2. Biomedical research objectives on the determinants of diseases. We have set up a cerebral MRI study and biobank on a sample of about 2000 participants including DNA and RNA.

The Maastricht Aging Study (MAAS) was designed to specify the usual and pathological aging of cognitive function. MAAS is devoted to the age-related decline of memory and other cognitive functions in normal people and the factors that may be involved in this process. What determines a decline in memory function? Why do some individuals show a greater decline than others? Over the past years, a host of factors, including biological, medical, psychological and social variables, have been proposed to have an impact on adult cognitive development. MAAS tries to study these factors in an integrative way. This can be achieved only by studying large numbers of normal healthy adults of all ages and by monitoring them for several years.

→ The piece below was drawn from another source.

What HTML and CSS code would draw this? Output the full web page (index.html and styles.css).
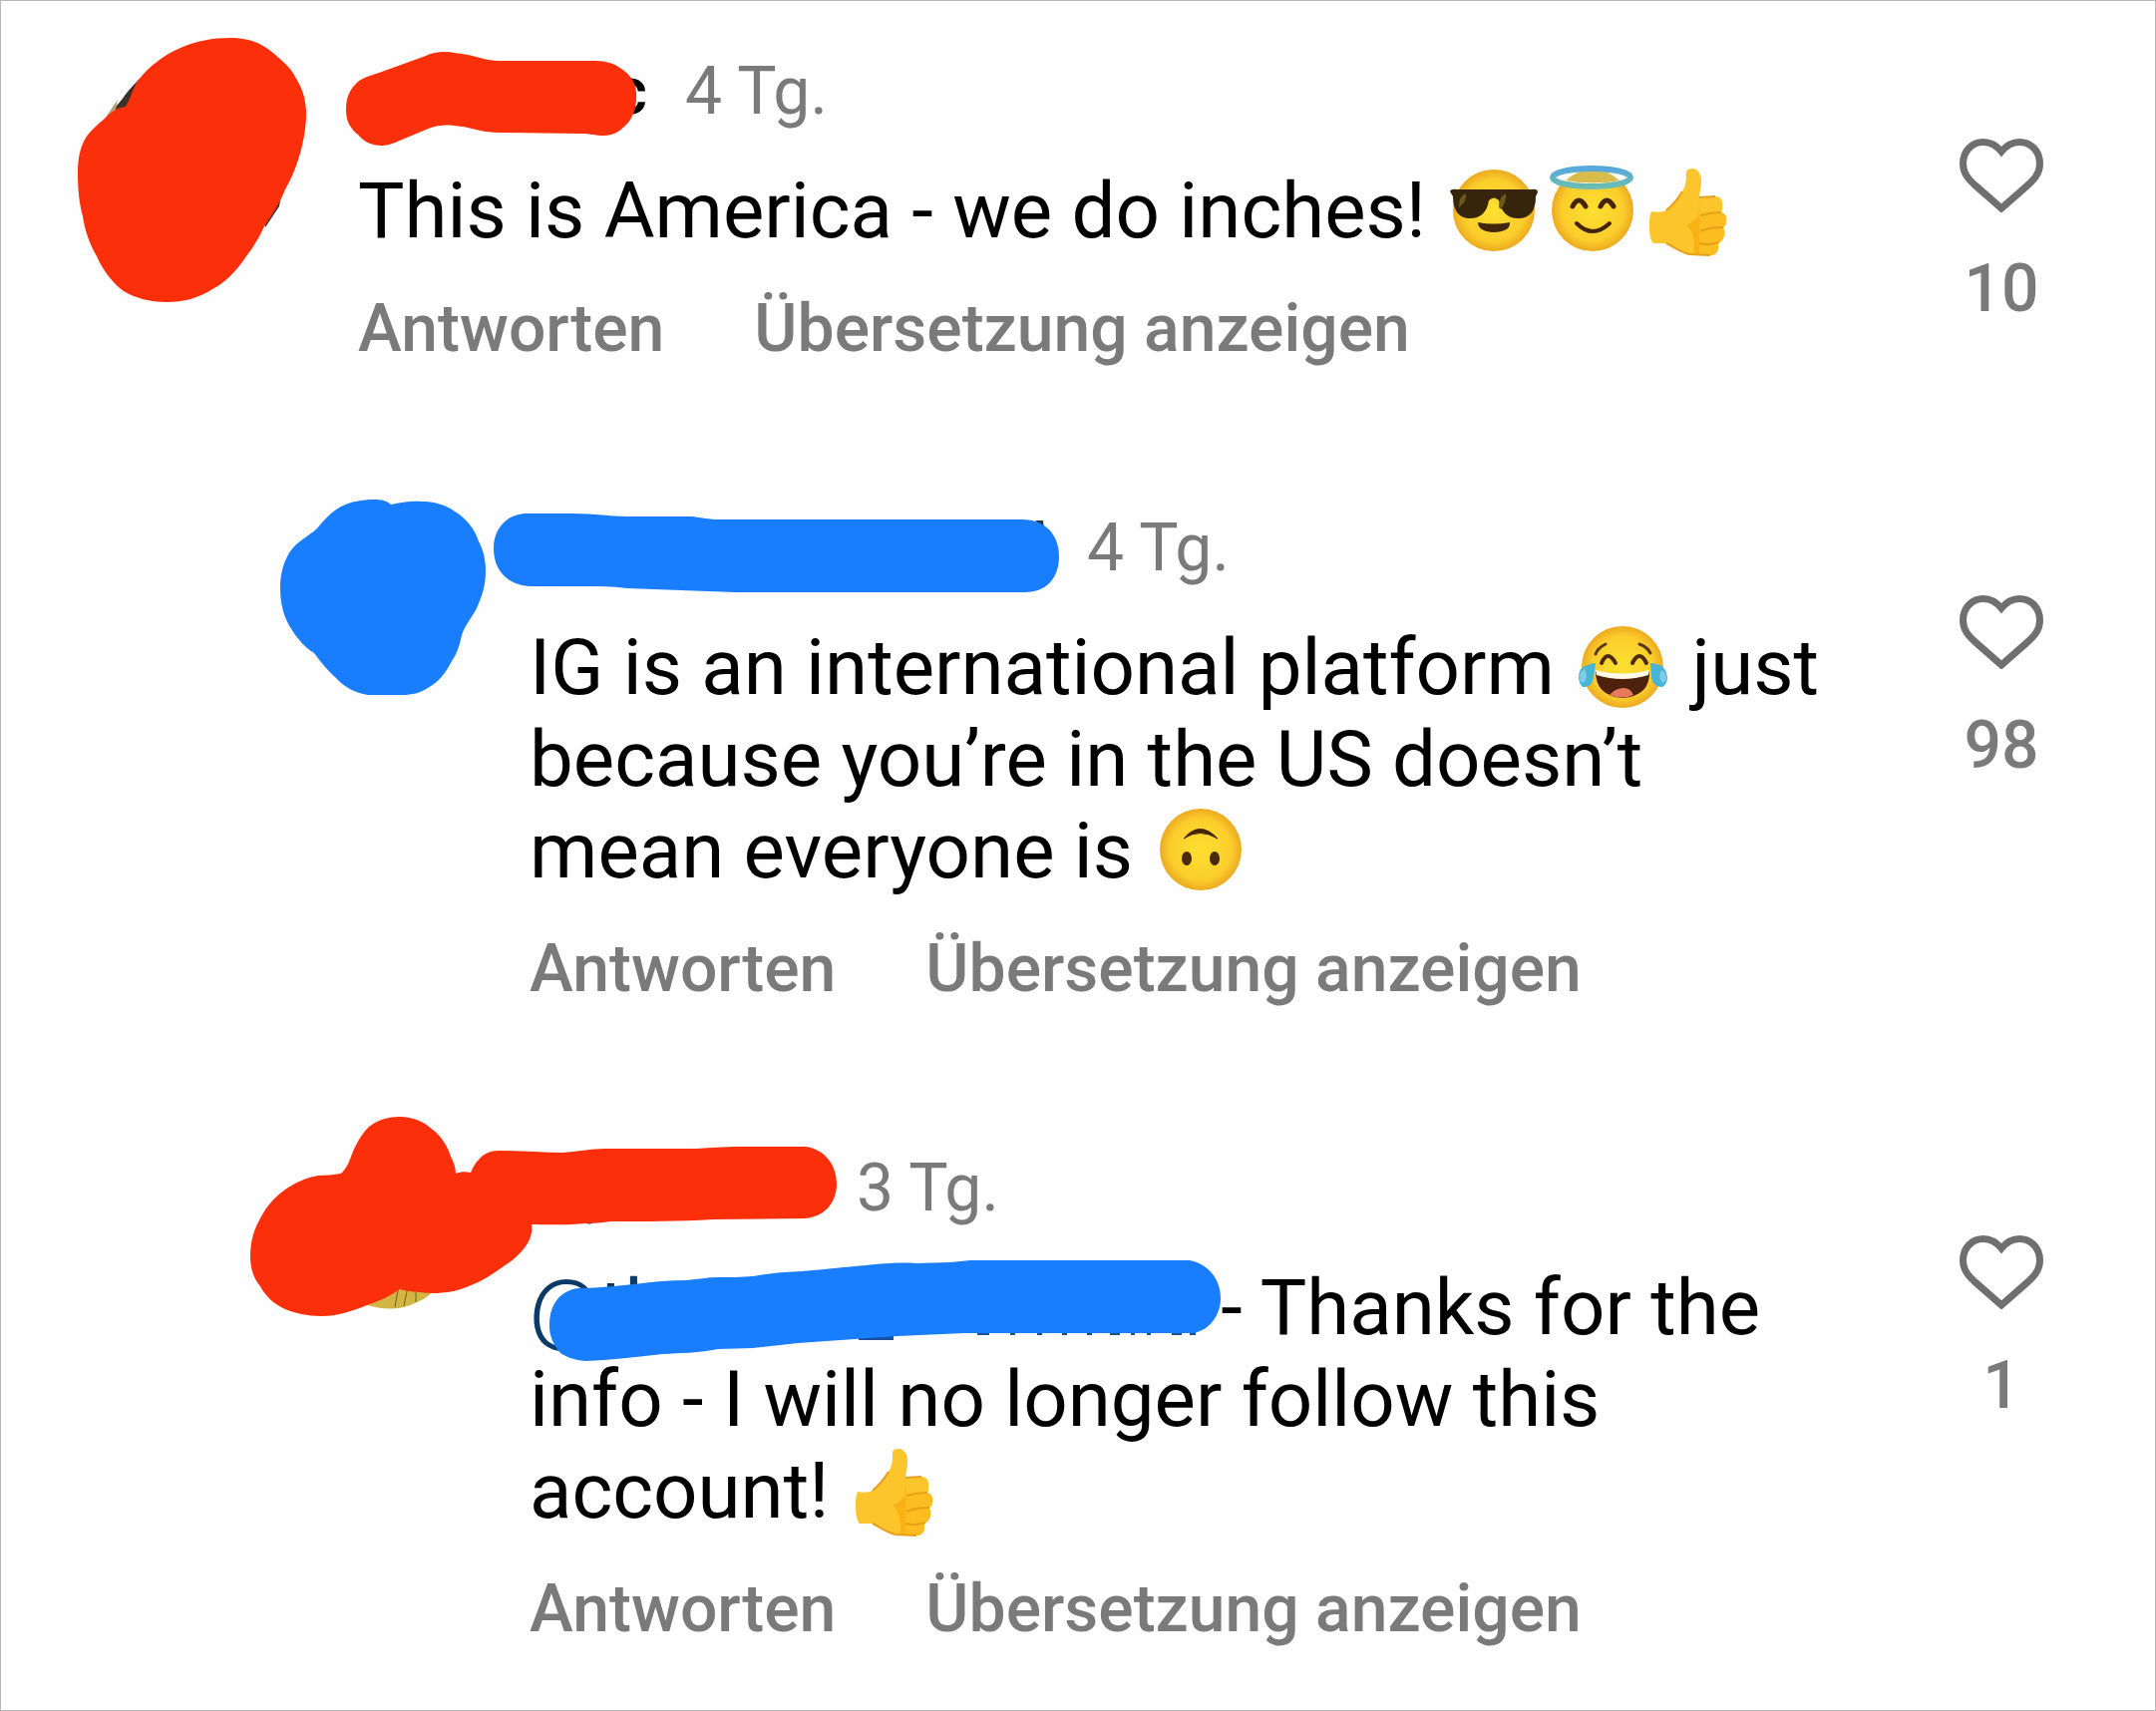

The Parkinson’s Progression Marker Initiative (PPMI) is an observational, international study designed to establish biomarker defined cohorts and identify clinical, imaging, genetic and biospecimen Parkinson’s disease (PD) progression markers to accelerate disease modifying therapeutic trials. A total of 423 untreated PD, 196 Healthy Control (HC), 64 SWEDD (scans without evidence of dopaminergic deficit) subjects, and 65 Prodromal subjects (individuals with hyposmia or REM Sleep Behavior Disorder) were enrolled. PPMI is actively enrolling affected and unaffected individuals with genetic mutations in LRRK2, GBA, or SNCA through the end of 2018. For the most up to date enrollment numbers, please visit http://www.ppmi-info.org/study-design/study-cohorts/. To enroll PD subjects as early as possible following diagnosis, subjects were eligible with only asymmetric bradykinesia or tremor plus a dopamine transporter (DAT) binding deficit on SPECT imaging. Acquisition of data was standardized as detailed at www.ppmi-info.org.

The Northern Ireland Cohort for the Longitudinal Study of Ageing (NICOLA) is a large-scale, public health study involving a representative sample of men and women aged 50 years and over living in Northern Ireland.

The primary objective of NICOLA is to collect longitudinal multidisciplinary data across a wide range of domains to be used for investigation and research relevant to ageing and making Northern Ireland a better place to grow old in.

NICOLA collects extensive information on all aspects of health, social and economic circumstances of ~8500 men and women as they grow older in Northern Ireland over a series of data collection waves approximately every 2-3 years.

Longer term research goals will investigate the determinants of retirement behaviour and economic wellbeing, the impact of cognitive function and sensory disability on decision making, the determinants of disability trajectories, the influence of social participation on these and the interaction of genetic, biological and psychosocial determinants on health and mortality.

There has been one sweep of data collection (2013 – 2016) and a second is currently underway (2017 – )

The Vallecas Project is developed in the Research Unit of the Alzheimer’s Center of the Reina Sofía Foundation by researchers of the CIEN Foundation. Its main objective is to determine a probabilistic algorithm for the identification of individuals at risk of dementia type Alzheimer’s disease (AD) in the course of a few years. This algorithm will be based on the combination of sociodemographic, clinical, neurological, neuropsychological, biological (from blood determinations) and neuroimaging (various 3 Tesla magnetic resonance modalities).

The recruitment phase of the Vallecas Project participants was extended from October 2011 to December 2013. Finally, a total of 1,213 volunteers aged between 70 and 85 and of both sexes were initially evaluated. Once included in the study, it is monitored annually for 5 years in order to assess the evolutionary profile of all participants, specifically identifying those who develop cognitive impairment and / or dementia. The cohort is being followed up annually for 4 years after the baseline.